**GIVEN REQUEST**
Copy each line exactly. Drop every picture.

**DATA EXTRACT**
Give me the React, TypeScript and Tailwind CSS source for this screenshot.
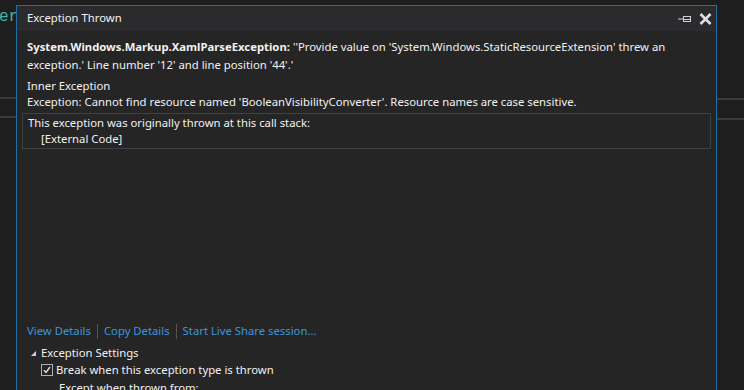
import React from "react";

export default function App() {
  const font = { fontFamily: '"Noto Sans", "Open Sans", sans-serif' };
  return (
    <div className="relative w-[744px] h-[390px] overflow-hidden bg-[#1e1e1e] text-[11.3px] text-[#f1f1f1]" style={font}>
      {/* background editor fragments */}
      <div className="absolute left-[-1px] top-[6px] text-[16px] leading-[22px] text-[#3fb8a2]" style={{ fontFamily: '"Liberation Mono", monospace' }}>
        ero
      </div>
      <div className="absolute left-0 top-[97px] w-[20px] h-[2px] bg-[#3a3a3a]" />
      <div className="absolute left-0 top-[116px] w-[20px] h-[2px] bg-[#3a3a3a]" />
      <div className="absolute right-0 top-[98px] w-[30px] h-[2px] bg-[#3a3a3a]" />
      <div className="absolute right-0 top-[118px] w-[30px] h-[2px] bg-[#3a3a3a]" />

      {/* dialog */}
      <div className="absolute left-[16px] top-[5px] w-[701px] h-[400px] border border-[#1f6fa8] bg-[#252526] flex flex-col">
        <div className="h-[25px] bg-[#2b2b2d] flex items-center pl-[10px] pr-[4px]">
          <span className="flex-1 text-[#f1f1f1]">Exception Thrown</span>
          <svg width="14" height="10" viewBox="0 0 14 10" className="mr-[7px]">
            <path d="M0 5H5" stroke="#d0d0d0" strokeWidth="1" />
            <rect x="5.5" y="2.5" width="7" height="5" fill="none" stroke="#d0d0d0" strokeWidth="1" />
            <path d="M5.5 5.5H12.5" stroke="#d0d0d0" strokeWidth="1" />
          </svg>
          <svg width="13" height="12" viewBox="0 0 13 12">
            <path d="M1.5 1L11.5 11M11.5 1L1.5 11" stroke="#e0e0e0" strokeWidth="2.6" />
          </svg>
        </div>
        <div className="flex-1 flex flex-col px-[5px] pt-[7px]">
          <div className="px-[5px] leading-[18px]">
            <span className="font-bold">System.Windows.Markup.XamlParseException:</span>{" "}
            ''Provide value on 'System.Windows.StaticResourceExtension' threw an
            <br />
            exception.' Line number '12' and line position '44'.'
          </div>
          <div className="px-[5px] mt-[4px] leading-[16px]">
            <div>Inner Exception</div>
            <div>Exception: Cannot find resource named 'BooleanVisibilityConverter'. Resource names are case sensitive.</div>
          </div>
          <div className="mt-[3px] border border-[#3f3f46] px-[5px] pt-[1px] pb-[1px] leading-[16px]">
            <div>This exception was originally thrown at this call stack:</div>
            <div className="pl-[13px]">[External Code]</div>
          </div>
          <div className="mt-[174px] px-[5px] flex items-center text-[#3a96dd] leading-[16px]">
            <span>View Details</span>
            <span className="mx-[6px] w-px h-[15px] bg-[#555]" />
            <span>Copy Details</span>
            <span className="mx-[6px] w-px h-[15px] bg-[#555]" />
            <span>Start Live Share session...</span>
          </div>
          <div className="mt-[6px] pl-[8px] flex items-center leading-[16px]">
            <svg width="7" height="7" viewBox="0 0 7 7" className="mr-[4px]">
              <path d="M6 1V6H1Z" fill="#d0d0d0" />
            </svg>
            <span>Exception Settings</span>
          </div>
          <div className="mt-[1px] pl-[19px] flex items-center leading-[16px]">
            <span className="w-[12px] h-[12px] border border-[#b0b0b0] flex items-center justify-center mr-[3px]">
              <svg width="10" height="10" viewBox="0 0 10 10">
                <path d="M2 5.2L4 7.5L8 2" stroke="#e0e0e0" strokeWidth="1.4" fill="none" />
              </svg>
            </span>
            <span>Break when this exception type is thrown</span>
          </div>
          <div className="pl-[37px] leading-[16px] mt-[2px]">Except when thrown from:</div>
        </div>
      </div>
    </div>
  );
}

**THE RESULT**
Give me the React, TypeScript and Tailwind CSS source for this screenshot.
import React from "react";

export default function App() {
  const font = { fontFamily: '"Noto Sans", "Open Sans", sans-serif' };
  return (
    <div className="relative w-[744px] h-[390px] overflow-hidden bg-[#1e1e1e] text-[11.3px] text-[#f1f1f1]" style={font}>
      {/* background editor fragments */}
      <div className="absolute left-[-1px] top-[6px] text-[16px] leading-[22px] text-[#3fb8a2]" style={{ fontFamily: '"Liberation Mono", monospace' }}>
        ero
      </div>
      <div className="absolute left-0 top-[97px] w-[20px] h-[2px] bg-[#3a3a3a]" />
      <div className="absolute left-0 top-[116px] w-[20px] h-[2px] bg-[#3a3a3a]" />
      <div className="absolute right-0 top-[98px] w-[30px] h-[2px] bg-[#3a3a3a]" />
      <div className="absolute right-0 top-[118px] w-[30px] h-[2px] bg-[#3a3a3a]" />

      {/* dialog */}
      <div className="absolute left-[16px] top-[5px] w-[701px] h-[400px] border border-[#1f6fa8] bg-[#252526] flex flex-col">
        <div className="h-[25px] bg-[#2b2b2d] flex items-center pl-[10px] pr-[4px]">
          <span className="flex-1 text-[#f1f1f1]">Exception Thrown</span>
          <svg width="14" height="10" viewBox="0 0 14 10" className="mr-[7px]">
            <path d="M0 5H5" stroke="#d0d0d0" strokeWidth="1" />
            <rect x="5.5" y="2.5" width="7" height="5" fill="none" stroke="#d0d0d0" strokeWidth="1" />
            <path d="M5.5 5.5H12.5" stroke="#d0d0d0" strokeWidth="1" />
          </svg>
          <svg width="13" height="12" viewBox="0 0 13 12">
            <path d="M1.5 1L11.5 11M11.5 1L1.5 11" stroke="#e0e0e0" strokeWidth="2.6" />
          </svg>
        </div>
        <div className="flex-1 flex flex-col px-[5px] pt-[7px]">
          <div className="px-[5px] leading-[18px]">
            <span className="font-bold">System.Windows.Markup.XamlParseException:</span>{" "}
            ''Provide value on 'System.Windows.StaticResourceExtension' threw an
            <br />
            exception.' Line number '12' and line position '44'.'
          </div>
          <div className="px-[5px] mt-[4px] leading-[16px]">
            <div>Inner Exception</div>
            <div>Exception: Cannot find resource named 'BooleanVisibilityConverter'. Resource names are case sensitive.</div>
          </div>
          <div className="mt-[3px] border border-[#3f3f46] px-[5px] pt-[1px] pb-[1px] leading-[16px]">
            <div>This exception was originally thrown at this call stack:</div>
            <div className="pl-[13px]">[External Code]</div>
          </div>
          <div className="mt-[174px] px-[5px] flex items-center text-[#3a96dd] leading-[16px]">
            <span>View Details</span>
            <span className="mx-[6px] w-px h-[15px] bg-[#555]" />
            <span>Copy Details</span>
            <span className="mx-[6px] w-px h-[15px] bg-[#555]" />
            <span>Start Live Share session...</span>
          </div>
          <div className="mt-[6px] pl-[8px] flex items-center leading-[16px]">
            <svg width="7" height="7" viewBox="0 0 7 7" className="mr-[4px]">
              <path d="M6 1V6H1Z" fill="#d0d0d0" />
            </svg>
            <span>Exception Settings</span>
          </div>
          <div className="mt-[1px] pl-[19px] flex items-center leading-[16px]">
            <span className="w-[12px] h-[12px] border border-[#b0b0b0] flex items-center justify-center mr-[3px]">
              <svg width="10" height="10" viewBox="0 0 10 10">
                <path d="M2 5.2L4 7.5L8 2" stroke="#e0e0e0" strokeWidth="1.4" fill="none" />
              </svg>
            </span>
            <span>Break when this exception type is thrown</span>
          </div>
          <div className="pl-[37px] leading-[16px] mt-[2px]">Except when thrown from:</div>
        </div>
      </div>
    </div>
  );
}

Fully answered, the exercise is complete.